> [Given request]
Pull out exactly the lines from the line containing "Recreate this image" to the line containing "import React from", both lines included, with pictures removed from the copy.

> [Provided data]

----

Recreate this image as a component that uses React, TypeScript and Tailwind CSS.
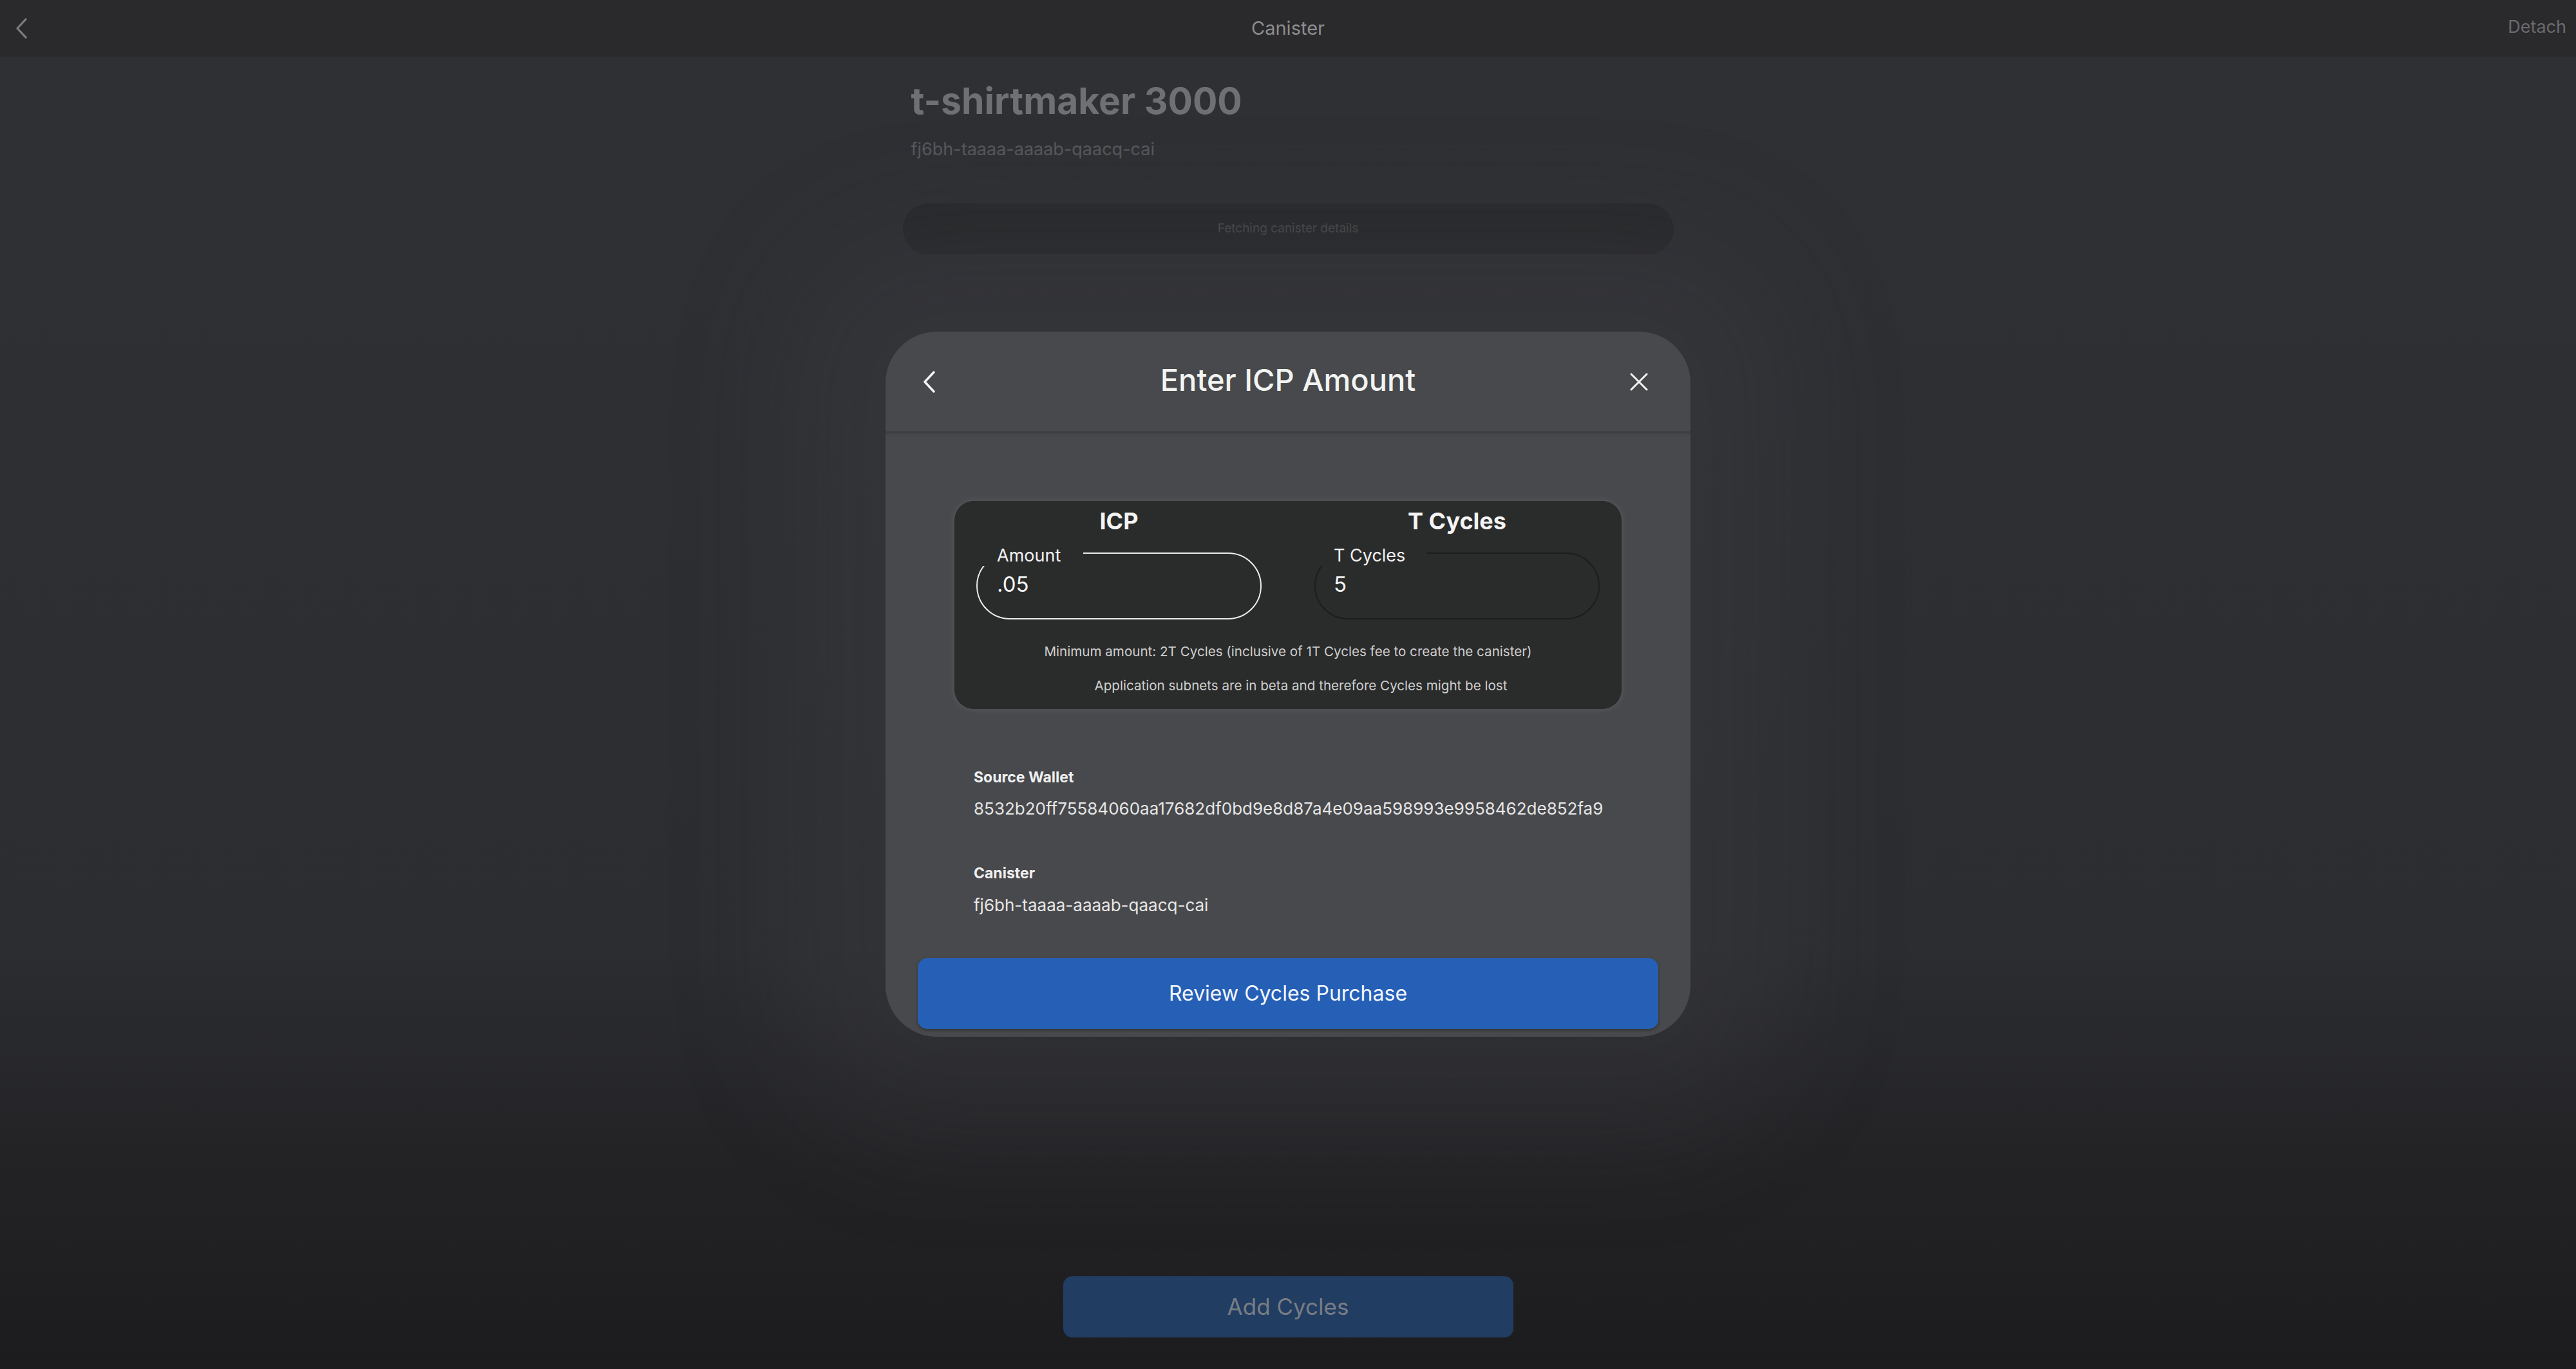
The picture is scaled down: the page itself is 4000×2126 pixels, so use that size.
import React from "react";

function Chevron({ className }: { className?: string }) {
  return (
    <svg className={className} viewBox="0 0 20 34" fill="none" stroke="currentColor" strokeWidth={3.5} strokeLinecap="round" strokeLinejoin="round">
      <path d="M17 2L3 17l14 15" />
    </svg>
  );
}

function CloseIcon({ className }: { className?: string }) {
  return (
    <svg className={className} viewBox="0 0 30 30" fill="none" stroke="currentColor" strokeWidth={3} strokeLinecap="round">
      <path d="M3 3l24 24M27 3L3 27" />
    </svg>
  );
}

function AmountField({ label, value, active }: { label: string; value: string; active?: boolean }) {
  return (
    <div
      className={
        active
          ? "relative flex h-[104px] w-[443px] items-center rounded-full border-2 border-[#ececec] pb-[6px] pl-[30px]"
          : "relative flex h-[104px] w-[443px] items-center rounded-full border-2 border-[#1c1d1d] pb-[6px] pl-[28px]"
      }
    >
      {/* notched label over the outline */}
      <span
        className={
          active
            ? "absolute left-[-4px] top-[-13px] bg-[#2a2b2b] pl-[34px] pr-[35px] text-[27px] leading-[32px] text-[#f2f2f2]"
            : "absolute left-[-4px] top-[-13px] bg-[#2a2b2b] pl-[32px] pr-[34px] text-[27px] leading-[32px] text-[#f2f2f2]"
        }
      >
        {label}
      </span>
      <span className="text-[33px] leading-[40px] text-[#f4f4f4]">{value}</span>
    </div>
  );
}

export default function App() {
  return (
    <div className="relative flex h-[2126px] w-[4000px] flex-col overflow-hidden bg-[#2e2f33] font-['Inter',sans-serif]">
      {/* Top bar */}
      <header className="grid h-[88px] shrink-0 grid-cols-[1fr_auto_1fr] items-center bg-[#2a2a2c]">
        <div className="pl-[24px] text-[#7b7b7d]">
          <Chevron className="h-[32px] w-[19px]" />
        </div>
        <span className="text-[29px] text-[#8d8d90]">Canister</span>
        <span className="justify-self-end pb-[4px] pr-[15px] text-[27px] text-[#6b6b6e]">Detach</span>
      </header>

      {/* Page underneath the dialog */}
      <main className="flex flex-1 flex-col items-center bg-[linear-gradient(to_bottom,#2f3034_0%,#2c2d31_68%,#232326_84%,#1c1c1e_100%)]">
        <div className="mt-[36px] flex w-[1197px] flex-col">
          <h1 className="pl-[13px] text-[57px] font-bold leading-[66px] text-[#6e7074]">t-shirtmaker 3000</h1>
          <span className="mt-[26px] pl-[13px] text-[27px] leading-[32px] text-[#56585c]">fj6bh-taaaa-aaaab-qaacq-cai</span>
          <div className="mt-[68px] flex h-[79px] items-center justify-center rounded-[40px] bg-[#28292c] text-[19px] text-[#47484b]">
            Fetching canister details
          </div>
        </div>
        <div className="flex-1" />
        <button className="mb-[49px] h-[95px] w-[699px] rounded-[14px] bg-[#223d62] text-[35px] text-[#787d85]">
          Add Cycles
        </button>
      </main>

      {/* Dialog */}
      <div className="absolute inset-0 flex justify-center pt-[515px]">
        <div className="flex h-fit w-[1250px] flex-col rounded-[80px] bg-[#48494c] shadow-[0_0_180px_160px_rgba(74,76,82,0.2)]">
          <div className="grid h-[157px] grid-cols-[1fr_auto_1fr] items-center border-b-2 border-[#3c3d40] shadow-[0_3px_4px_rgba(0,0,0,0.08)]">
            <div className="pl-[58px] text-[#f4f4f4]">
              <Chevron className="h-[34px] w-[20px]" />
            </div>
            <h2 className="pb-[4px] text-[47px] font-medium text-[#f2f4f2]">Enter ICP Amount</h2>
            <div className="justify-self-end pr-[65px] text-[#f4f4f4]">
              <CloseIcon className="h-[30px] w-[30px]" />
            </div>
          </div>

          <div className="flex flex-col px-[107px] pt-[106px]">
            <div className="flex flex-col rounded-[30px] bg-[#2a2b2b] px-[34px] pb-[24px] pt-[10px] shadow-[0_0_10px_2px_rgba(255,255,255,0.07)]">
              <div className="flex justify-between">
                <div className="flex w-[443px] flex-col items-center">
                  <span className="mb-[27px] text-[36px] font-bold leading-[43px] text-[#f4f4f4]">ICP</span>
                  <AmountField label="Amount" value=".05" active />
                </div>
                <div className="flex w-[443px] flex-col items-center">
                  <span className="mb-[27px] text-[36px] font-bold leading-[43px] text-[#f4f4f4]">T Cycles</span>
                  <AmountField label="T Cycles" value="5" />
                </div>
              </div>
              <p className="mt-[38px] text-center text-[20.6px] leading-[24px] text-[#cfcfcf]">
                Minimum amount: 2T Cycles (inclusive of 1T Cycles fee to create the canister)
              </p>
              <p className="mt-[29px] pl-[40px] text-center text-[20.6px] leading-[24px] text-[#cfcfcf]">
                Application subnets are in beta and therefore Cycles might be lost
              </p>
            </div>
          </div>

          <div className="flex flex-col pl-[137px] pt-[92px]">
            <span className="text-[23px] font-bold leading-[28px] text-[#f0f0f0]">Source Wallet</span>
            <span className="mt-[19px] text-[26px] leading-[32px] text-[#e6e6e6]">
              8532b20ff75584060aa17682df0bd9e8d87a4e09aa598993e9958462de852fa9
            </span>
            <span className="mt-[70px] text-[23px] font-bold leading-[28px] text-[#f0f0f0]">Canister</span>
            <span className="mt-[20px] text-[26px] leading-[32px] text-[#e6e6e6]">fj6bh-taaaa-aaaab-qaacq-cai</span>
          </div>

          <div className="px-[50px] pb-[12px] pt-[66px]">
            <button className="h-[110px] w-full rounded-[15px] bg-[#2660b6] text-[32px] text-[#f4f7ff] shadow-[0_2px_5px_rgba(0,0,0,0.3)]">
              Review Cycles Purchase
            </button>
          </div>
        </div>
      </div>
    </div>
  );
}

----

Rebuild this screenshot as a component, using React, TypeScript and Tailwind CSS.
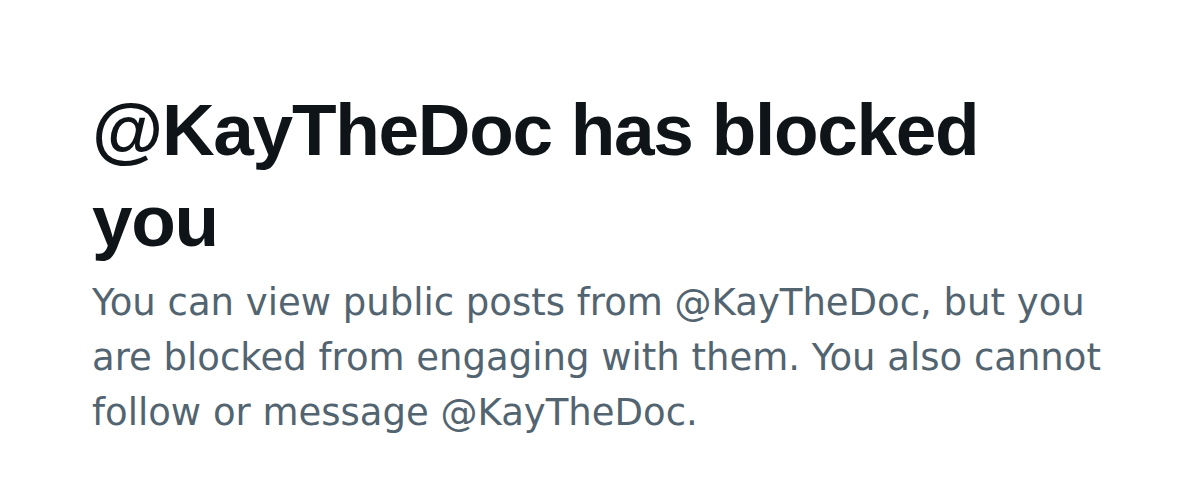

----

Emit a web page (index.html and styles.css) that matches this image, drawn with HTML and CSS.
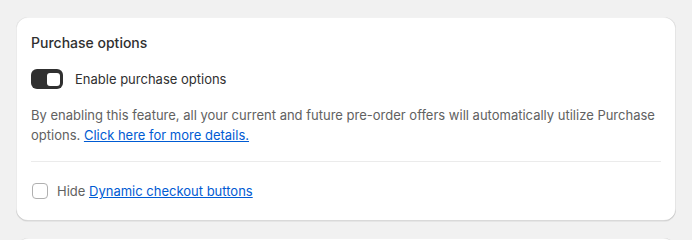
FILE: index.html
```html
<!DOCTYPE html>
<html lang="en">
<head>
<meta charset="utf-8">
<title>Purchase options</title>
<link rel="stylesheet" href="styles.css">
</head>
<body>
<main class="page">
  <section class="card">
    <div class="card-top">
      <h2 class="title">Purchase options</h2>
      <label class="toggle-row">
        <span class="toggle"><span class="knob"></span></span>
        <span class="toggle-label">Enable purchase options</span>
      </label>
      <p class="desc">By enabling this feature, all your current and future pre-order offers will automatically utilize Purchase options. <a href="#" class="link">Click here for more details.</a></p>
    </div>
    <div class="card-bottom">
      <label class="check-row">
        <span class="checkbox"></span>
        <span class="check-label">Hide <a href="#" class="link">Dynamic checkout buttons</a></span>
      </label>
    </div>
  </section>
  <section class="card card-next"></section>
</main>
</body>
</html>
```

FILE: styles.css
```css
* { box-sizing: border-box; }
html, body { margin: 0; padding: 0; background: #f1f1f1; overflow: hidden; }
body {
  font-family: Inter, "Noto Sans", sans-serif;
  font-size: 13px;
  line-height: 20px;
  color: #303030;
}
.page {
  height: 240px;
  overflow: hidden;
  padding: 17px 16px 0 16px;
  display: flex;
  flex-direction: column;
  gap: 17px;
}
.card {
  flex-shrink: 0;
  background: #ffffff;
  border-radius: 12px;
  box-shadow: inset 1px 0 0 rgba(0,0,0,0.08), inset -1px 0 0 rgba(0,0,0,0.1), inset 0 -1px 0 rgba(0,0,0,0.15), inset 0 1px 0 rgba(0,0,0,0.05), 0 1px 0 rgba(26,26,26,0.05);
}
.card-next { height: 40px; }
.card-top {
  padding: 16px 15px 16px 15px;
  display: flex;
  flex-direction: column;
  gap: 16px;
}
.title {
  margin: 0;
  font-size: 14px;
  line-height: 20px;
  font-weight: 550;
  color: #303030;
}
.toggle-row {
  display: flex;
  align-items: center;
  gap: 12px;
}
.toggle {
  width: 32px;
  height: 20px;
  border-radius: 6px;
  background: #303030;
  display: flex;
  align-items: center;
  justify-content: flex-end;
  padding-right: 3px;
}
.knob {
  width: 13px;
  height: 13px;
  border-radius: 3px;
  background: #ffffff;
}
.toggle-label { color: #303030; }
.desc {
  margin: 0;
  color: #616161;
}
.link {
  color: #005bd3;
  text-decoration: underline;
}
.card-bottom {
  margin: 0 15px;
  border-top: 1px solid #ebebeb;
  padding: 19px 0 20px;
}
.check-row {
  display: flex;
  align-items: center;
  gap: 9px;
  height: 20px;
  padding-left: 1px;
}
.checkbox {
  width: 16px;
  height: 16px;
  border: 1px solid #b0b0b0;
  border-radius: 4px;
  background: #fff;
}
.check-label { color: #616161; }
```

----

> [Expected answer]
Recreate this image as a component that uses React, TypeScript and Tailwind CSS.
The picture is scaled down: the page itself is 4000×2126 pixels, so use that size.
import React from "react";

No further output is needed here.